**Directions**:
Print exactly the lines running from the one that holds "Write self-contained HTML" through the one that holds "</body></html>", please, and leave the pictures out.

**Record set**:

[Start]

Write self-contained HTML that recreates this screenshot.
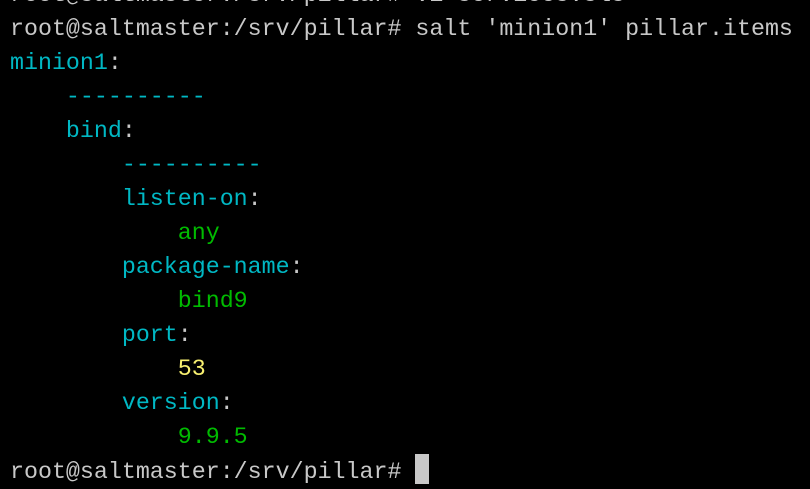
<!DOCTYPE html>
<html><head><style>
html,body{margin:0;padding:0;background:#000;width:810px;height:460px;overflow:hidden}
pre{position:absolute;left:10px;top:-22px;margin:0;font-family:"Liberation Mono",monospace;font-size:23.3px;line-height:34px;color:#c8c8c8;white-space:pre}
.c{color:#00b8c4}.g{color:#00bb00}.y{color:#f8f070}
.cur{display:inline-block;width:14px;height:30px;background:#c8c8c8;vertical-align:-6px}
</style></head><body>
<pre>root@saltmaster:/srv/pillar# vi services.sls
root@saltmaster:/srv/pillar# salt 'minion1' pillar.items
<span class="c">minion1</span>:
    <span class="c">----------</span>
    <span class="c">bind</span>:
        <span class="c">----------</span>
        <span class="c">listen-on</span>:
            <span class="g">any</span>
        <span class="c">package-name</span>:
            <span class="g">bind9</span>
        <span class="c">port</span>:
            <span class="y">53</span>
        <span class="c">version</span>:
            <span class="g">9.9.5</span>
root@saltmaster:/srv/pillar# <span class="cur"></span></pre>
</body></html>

[End]
[Start]

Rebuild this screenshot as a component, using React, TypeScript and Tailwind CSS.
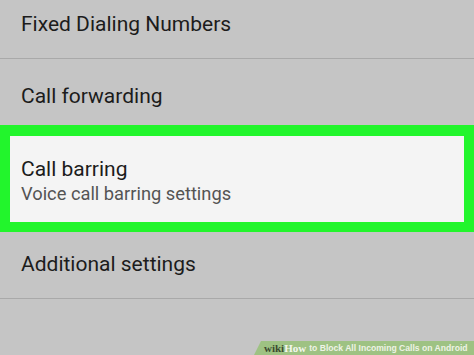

[End]

**Right answer**:
Write self-contained HTML that recreates this screenshot.
<!DOCTYPE html>
<html><head><style>
html,body{margin:0;padding:0;background:#000;width:810px;height:460px;overflow:hidden}
pre{position:absolute;left:10px;top:-22px;margin:0;font-family:"Liberation Mono",monospace;font-size:23.3px;line-height:34px;color:#c8c8c8;white-space:pre}
.c{color:#00b8c4}.g{color:#00bb00}.y{color:#f8f070}
.cur{display:inline-block;width:14px;height:30px;background:#c8c8c8;vertical-align:-6px}
</style></head><body>
<pre>root@saltmaster:/srv/pillar# vi services.sls
root@saltmaster:/srv/pillar# salt 'minion1' pillar.items
<span class="c">minion1</span>:
    <span class="c">----------</span>
    <span class="c">bind</span>:
        <span class="c">----------</span>
        <span class="c">listen-on</span>:
            <span class="g">any</span>
        <span class="c">package-name</span>:
            <span class="g">bind9</span>
        <span class="c">port</span>:
            <span class="y">53</span>
        <span class="c">version</span>:
            <span class="g">9.9.5</span>
root@saltmaster:/srv/pillar# <span class="cur"></span></pre>
</body></html>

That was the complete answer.